-- start --
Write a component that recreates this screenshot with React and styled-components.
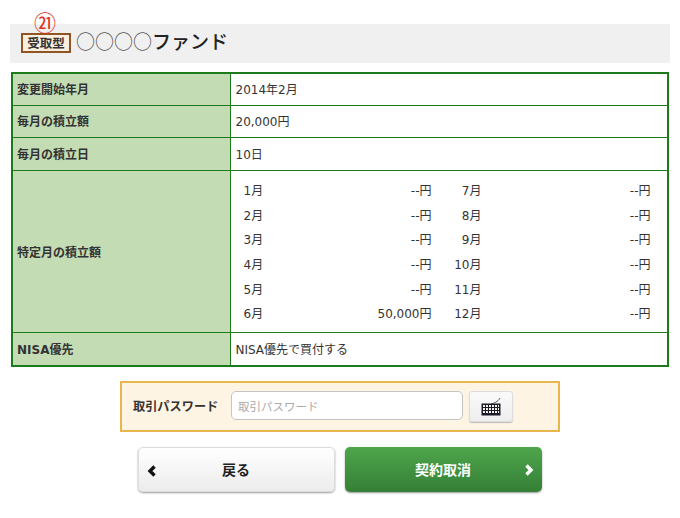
import React from "react";
import styled, { createGlobalStyle } from "styled-components";

const Global = createGlobalStyle`
  html, body { margin: 0; padding: 0; background: #fff; }
  body { font-family: "DejaVu Sans", "Noto Sans CJK JP", sans-serif; color: #333; font-size: 12px; }
`;
const Page = styled.div`
  width: 680px; height: 518px; padding: 24px 11px 0; box-sizing: border-box; overflow: hidden;
`;
const TitleBar = styled.div`
  position: relative; margin: 0 -1px; height: 39px; background: #f0f0f0;
  display: flex; align-items: center; padding-left: 11px; gap: 5px;
`;
const Marker = styled.span`
  position: absolute; left: 24px; top: -13px; color: #e0301e; font-size: 22px; line-height: 20px;
  font-family: "Noto Sans CJK JP", sans-serif;
`;
const Tag = styled.span`
  box-sizing: border-box; width: 50px; height: 20px; border: 2px solid #8f5524; background: #fbeedd;
  color: #333; font: 600 12.5px/16px "Noto Sans CJK JP", sans-serif; white-space: nowrap;
  display: flex; align-items: center; justify-content: center; margin-top: -1px;
`;
const FundName = styled.h1`
  margin: -6px 0 0; font-size: 19px; font-weight: 500; color: #222; line-height: 26px;
  font-family: "Noto Sans CJK JP", sans-serif;
`;
const Circles = styled.span`
  color: #555; font-weight: 400;
`;
const Table = styled.table`
  width: 658px; margin-top: 9px; border-collapse: collapse; border: 2px solid #1c7a1c; table-layout: fixed;
`;
const Head = styled.th`
  box-sizing: border-box; width: 218px; background: #c4dcb4; border: 1px solid #1c7a1c; text-align: left;
  padding: 0 0 ${p => p.$lift || 0}px 4px; font-size: 12px; font-weight: 700; color: #333; height: ${p => p.$h}px;
`;
const Cell = styled.td`
  box-sizing: border-box; border: 1px solid #1c7a1c; padding: 0 0 ${p => p.$lift || 0}px 5px; font-size: 12px; color: #333;
`;
const MonthGrid = styled.div`
  display: grid; grid-template-columns: 188px 219px; grid-auto-flow: column;
  grid-template-rows: repeat(6, 24.6px); padding: 7px 0 7px 8px; align-items: center;
`;
const Month = styled.div`
  display: flex; justify-content: space-between;
`;
const MonthLabel = styled.span`
  width: ${p => p.$w}px; text-align: ${p => p.$align};
`;
const Password = styled.div`
  box-sizing: border-box; width: 440px; height: 51px; margin: 14px auto 0; background: #fdf4e3;
  border: 2px solid #e8b64c; display: flex; align-items: center; padding-left: 11px;
`;
const PasswordLabel = styled.label`
  width: 98px; font: 700 12.2px "Noto Sans CJK JP", sans-serif; color: #333;
`;
const PasswordInput = styled.input`
  box-sizing: border-box; width: 232px; height: 29px; border: 1px solid #c4c4c4; border-radius: 5px;
  background: #fff; padding: 0 6px; font: 11.5px "Noto Sans CJK JP", sans-serif; margin-top: -1px;
  &::placeholder { color: #aaa; }
`;
const KeyButton = styled.button`
  box-sizing: border-box; width: 44px; height: 31px; margin: 0 0 0 6px; padding: 0; border: 1px solid #ddd;
  border-radius: 3px; background: linear-gradient(#fafafa, #eee); box-shadow: 0 1px 1px #bbb;
  display: flex; align-items: center; justify-content: center;
`;
const Buttons = styled.div`
  display: flex; gap: 10px; justify-content: center; margin: 15px 0 0 -1px;
`;
const NavButton = styled.button`
  position: relative; box-sizing: border-box; width: 197px; height: 45px; border-radius: 5px; padding: 0;
  font: 700 14px "Noto Sans CJK JP", sans-serif; display: flex; align-items: center; justify-content: center;
  border: ${p => p.$primary ? "0" : "1px solid #ddd"};
  background: ${p => p.$primary ? "linear-gradient(#4ea64b, #357f36)" : "linear-gradient(#fff, #ececec)"};
  color: ${p => p.$primary ? "#fff" : "#222"};
  box-shadow: 0 1px 2px rgba(0,0,0,.4);
`;
const Chevron = styled.svg`
  position: absolute; top: 17px; width: 10px; height: 12px;
  ${p => p.$side}: 8px;
`;

const rows = [
  ["1月", "--円", "7月", "--円"], ["2月", "--円", "8月", "--円"], ["3月", "--円", "9月", "--円"],
  ["4月", "--円", "10月", "--円"], ["5月", "--円", "11月", "--円"], ["6月", "50,000円", "12月", "--円"],
];

export default function App() {
  return (
    <Page>
      <Global />
      <TitleBar>
        <Marker>㉑</Marker>
        <Tag>受取型</Tag>
        <FundName><Circles>○○○○</Circles>ファンド</FundName>
      </TitleBar>
      <Table>
        <tbody>
          <tr><Head $h={32} $lift={1}>変更開始年月</Head><Cell $lift={1}>2014年2月</Cell></tr>
          <tr><Head $h={32} $lift={1}>毎月の積立額</Head><Cell $lift={1}>20,000円</Cell></tr>
          <tr><Head $h={33} $lift={1}>毎月の積立日</Head><Cell $lift={1}>10日</Cell></tr>
          <tr>
            <Head>特定月の積立額</Head>
            <Cell>
              <MonthGrid>
                {rows.map(r => <Month key={r[0]}><MonthLabel $w={20} $align="left">{r[0]}</MonthLabel><span>{r[1]}</span></Month>)}
                {rows.map(r => <Month key={r[2]}><MonthLabel $w={50} $align="right">{r[2]}</MonthLabel><span>{r[3]}</span></Month>)}
              </MonthGrid>
            </Cell>
          </tr>
          <tr><Head $h={33}>NISA優先</Head><Cell>NISA優先で買付する</Cell></tr>
        </tbody>
      </Table>
      <Password>
        <PasswordLabel>取引パスワード</PasswordLabel>
        <PasswordInput placeholder="取引パスワード" />
        <KeyButton aria-label="keyboard">
          <svg width="22" height="20" viewBox="0 0 22 20">
            <path d="M11 8 C14 7 18 6 20 2" stroke="#555" fill="none" />
            <rect x="1.5" y="7.5" width="19" height="12" fill="#1b1b2a" />
            <path d="M3 10h16M3 13h16M3 16h16" stroke="#f4f0e8" strokeWidth="2" strokeDasharray="2 1" />
          </svg>
        </KeyButton>
      </Password>
      <Buttons>
        <NavButton>
          <Chevron $side="left" viewBox="0 0 10 12"><path d="M7.5 1.5 3 6l4.5 4.5" fill="none" stroke="#111" strokeWidth="3.4" /></Chevron>
          戻る
        </NavButton>
        <NavButton $primary>
          契約取消
          <Chevron $side="right" viewBox="0 0 10 12"><path d="M2.5 1.5 7 6l-4.5 4.5" fill="none" stroke="#fff" strokeWidth="3.4" /></Chevron>
        </NavButton>
      </Buttons>
    </Page>
  );
}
-- end --
* **WHAT IS ASKED**: Show every line that contains the word "components".

* **SOLUTION TO THIS PROBLEM**:
Write a component that recreates this screenshot with React and styled-components.
import styled, { createGlobalStyle } from "styled-components";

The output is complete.